We will likely just end up using --mtu to control the MTU used by the agent but I figured it might of interest as we are not the only ones using this DNS cache. (we are also making sure the dummy interface has a 9001 MTU so everything is consistent)

@joestringer yes, this MTU is much lower than the host’s external network interface. When we restart the Cilium agent it changes the external interface it selects from the kube-proxy interface to the EC2 ENI interface:

level=info msg="Inheriting MTU from external network interface" device=ens5 ipAddr=10.0.0.1 mtu=9001 subsys=mtu

So now exiting nodes have an MTU of 9001 and new nodes use 1500. One of the biggest issues we are seeing is that large DNS query responses from CoreDNS > node-local-dns are being dropped requiring us to manually restart the agents.
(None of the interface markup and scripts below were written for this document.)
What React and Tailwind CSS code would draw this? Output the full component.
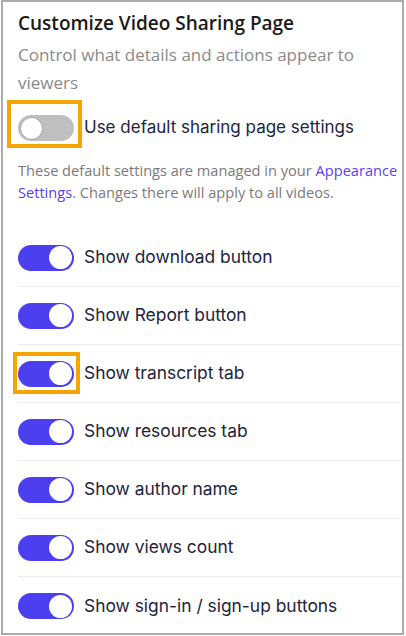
import React, { useState } from "react";

const ROWS = [
  { key: "download", label: "Show download button" },
  { key: "report", label: "Show Report button" },
  { key: "transcript", label: "Show transcript tab", highlight: true },
  { key: "resources", label: "Show resources tab" },
  { key: "author", label: "Show author name" },
  { key: "views", label: "Show views count" },
  { key: "signin", label: "Show sign-in / sign-up buttons" },
];

const LABEL_FONT = { fontFamily: "Inter, Lato, sans-serif" };

function Toggle({ on, onClick }) {
  return (
    <button
      onClick={onClick}
      className={`relative flex items-center shrink-0 w-[56px] h-[26px] rounded-full px-[2px] ${
        on ? "bg-[#4b3ff0] justify-end" : "bg-[#bfbfbf] justify-start"
      }`}
    >
      <span
        className={`block w-[23px] h-[23px] rounded-full bg-white ${
          on ? "" : "border border-[#a3a3a3]"
        }`}
      />
    </button>
  );
}

export default function App() {
  const [useDefault, setUseDefault] = useState(false);
  const [flags, setFlags] = useState(
    Object.fromEntries(ROWS.map((r) => [r.key, true]))
  );

  return (
    <div className="w-[406px] h-[636px] bg-white overflow-hidden">
      <div
        className="ml-px w-[403px] h-[635px] border-2 border-[#ababab] bg-white overflow-hidden"
        style={{ fontFamily: "'Open Sans', sans-serif" }}
      >
        <div className="pl-[15px] pt-[7px]">
          <h2 className="text-[19px] leading-[28px] font-semibold text-[#1a1a1a]">
            Customize Video Sharing Page
          </h2>
          <p className="mt-[4px] text-[17px] leading-[28px] text-[#8a8a8a] pr-6">
            Control what details and actions appear to viewers
          </p>

          <div className="mt-[7px] h-[48px] flex items-center">
            <div className="relative flex items-center">
              <span className="absolute left-[-11px] top-[-15px] w-[75px] h-[48px] border-4 border-[#f6a400]" />
              <Toggle on={useDefault} onClick={() => setUseDefault(!useDefault)} />
            </div>
            <span className="ml-[10px] text-[17px] text-[#22243d]" style={LABEL_FONT}>
              Use default sharing page settings
            </span>
          </div>

          <p className="mt-[7px] text-[14.6px] leading-[22px] text-[#7a7a7a]">
            These default settings are managed in your{" "}
            <span className="text-[#5b3fe8]">Appearance Settings</span>. Changes there will apply to all videos.
          </p>
        </div>

        <div className="mt-[26px] ml-[15px] mr-[1px]">
          {ROWS.map((r, i) => (
            <div
              key={r.key}
              className={`h-[58px] flex items-center ${
                i < ROWS.length - 1 ? "border-b border-[#ececec]" : ""
              }`}
            >
              <div className="relative flex items-center">
                {r.highlight && (
                  <span className="absolute left-[-5px] top-[-9px] w-[67px] h-[42px] border-4 border-[#f6a400]" />
                )}
                <Toggle
                  on={flags[r.key]}
                  onClick={() => setFlags({ ...flags, [r.key]: !flags[r.key] })}
                />
              </div>
              <span className="ml-[10px] text-[17.4px] text-[#22243d]" style={LABEL_FONT}>
                {r.label}
              </span>
            </div>
          ))}
        </div>
      </div>
    </div>
  );
}
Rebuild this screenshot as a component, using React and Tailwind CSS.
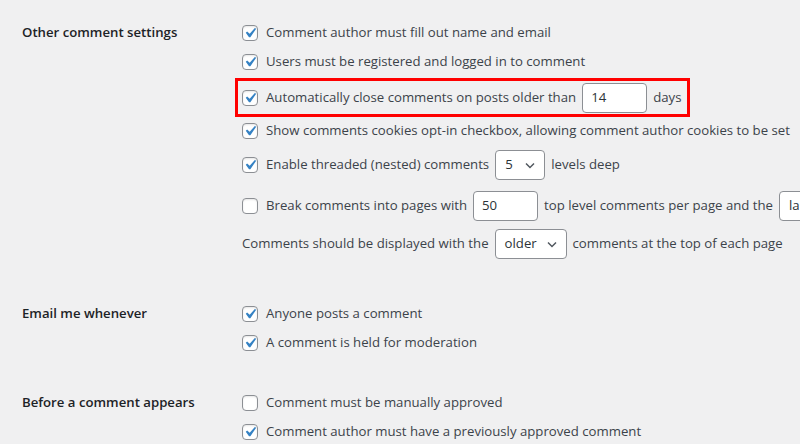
import React from 'react';

const font = { fontFamily: '"Open Sans", "Noto Sans", sans-serif' };

const Check = ({ checked }) => (
  <span className="relative inline-block w-4 h-4 shrink-0 mr-[2px] rounded-[4px] border border-[#8c8f94] bg-white shadow-[inset_0_1px_2px_rgba(0,0,0,0.1)]">
    {checked && (
      <svg viewBox="0 0 20 20" className="absolute -left-[3px] -top-[3px] w-5 h-5">
        <path d="M14.83 4.89l1.34.94-5.81 8.38H9.02L5.78 9.67l1.34-1.25 2.57 2.4z" fill="#3582c4" />
      </svg>
    )}
  </span>
);

const Chevron = () => (
  <svg viewBox="0 0 20 20" className="w-4 h-4 shrink-0">
    <path d="M5 8l5 5 5-5" fill="none" stroke="#50575e" strokeWidth="1.8" />
  </svg>
);

const TextBox = ({ value, w }) => (
  <span className={`inline-flex items-center h-[30px] px-2 rounded-[4px] border border-[#8c8f94] bg-white text-[#2c3338] ${w}`}>
    {value}
  </span>
);

const Select = ({ value, w }) => (
  <span className={`inline-flex items-center justify-between h-[30px] pl-[9px] pr-[6px] rounded-[4px] border border-[#8c8f94] bg-white text-[#2c3338] ${w}`}>
    <span>{value}</span>
    <Chevron />
  </span>
);

const Row = ({ checked, children, className = '' }) => (
  <div className={`flex items-center gap-[6px] h-[28px] whitespace-nowrap ${className}`}>
    {checked !== undefined && <Check checked={checked} />}
    {children}
  </div>
);

const Section = ({ label, children, className = '' }) => (
  <div className={`flex ${className}`}>
    <div className="w-[242px] shrink-0 pl-[22px] h-[28px] flex items-center font-semibold text-[#1d2327]">
      {label}
    </div>
    <div className="flex flex-col">{children}</div>
  </div>
);

export default function App() {
  return (
    <div
      className="w-[800px] h-[444px] overflow-hidden bg-[#f0f0f1] text-[13.2px] text-[#3c434a] pt-[19px]"
      style={font}
    >
      <Section label="Other comment settings">
        <Row checked>Comment author must fill out name and email</Row>
        <Row checked className="mt-[1px]">Users must be registered and logged in to comment</Row>
        <div className="flex items-center gap-[6px] h-[39px] mt-[2px] -ml-[7px] pl-[4px] w-[455px] border-[3px] border-[#ff0000] whitespace-nowrap">
          <Check checked />
          <span>Automatically close comments on posts older than</span>
          <TextBox value="14" w="w-[65px]" />
          <span>days</span>
        </div>
        <Row checked>Show comments cookies opt-in checkbox, allowing comment author cookies to be set</Row>
        <Row checked className="h-[30px] mt-[5px]">
          <span>Enable threaded (nested) comments</span>
          <Select value="5" w="w-[50px]" />
          <span>levels deep</span>
        </Row>
        <Row checked={false} className="h-[30px] mt-[11px]">
          <span>Break comments into pages with</span>
          <TextBox value="50" w="w-[65px]" />
          <span>top level comments per page and the</span>
          <Select value="last" w="w-[80px]" />
        </Row>
        <Row className="h-[30px] mt-[8px]">
          <span>Comments should be displayed with the</span>
          <Select value="older" w="w-[72px]" />
          <span>comments at the top of each page</span>
        </Row>
      </Section>

      <Section label="Email me whenever" className="mt-[41px]">
        <Row checked>Anyone posts a comment</Row>
        <Row checked className="mt-[1px]">A comment is held for moderation</Row>
      </Section>

      <Section label="Before a comment appears" className="mt-[32px]">
        <Row checked={false}>Comment must be manually approved</Row>
        <Row checked className="mt-[1px]">Comment author must have a previously approved comment</Row>
      </Section>
    </div>
  );
}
We are currently rolling out a change to manually set the MTU to 9001.

The fix looks OK, but it doesn’t address one case. When running with kube-proxy-replacement or host-firewall, users are free to select on which netdevs to run BPF programs (via --devices; that was done in the description of this issue). If they have enabled any of the feature, but haven’t selected netdevs, then cilium-agent will do the device auto-detection (https://github.com/cilium/cilium/blob/master/daemon/cmd/kube_proxy_replacement.go#L374).

The selected or detected devices give us a good idea which netdevs will be used by Cilium. So, we can always choose a device with a lower MTU.

@brb fixing --devices is not what we want. If you think this issue is for that, we can file a new issue tracking the change to use k8s node IP to pick MTU. We can’t expect every node share the same interface name.

Thanks @pchaigno and @brb. We verified this morning that traffic is indeed going over the desired interface and that only the MTU is being derived from the wrong one. After setting the MTU manually, everything looks good.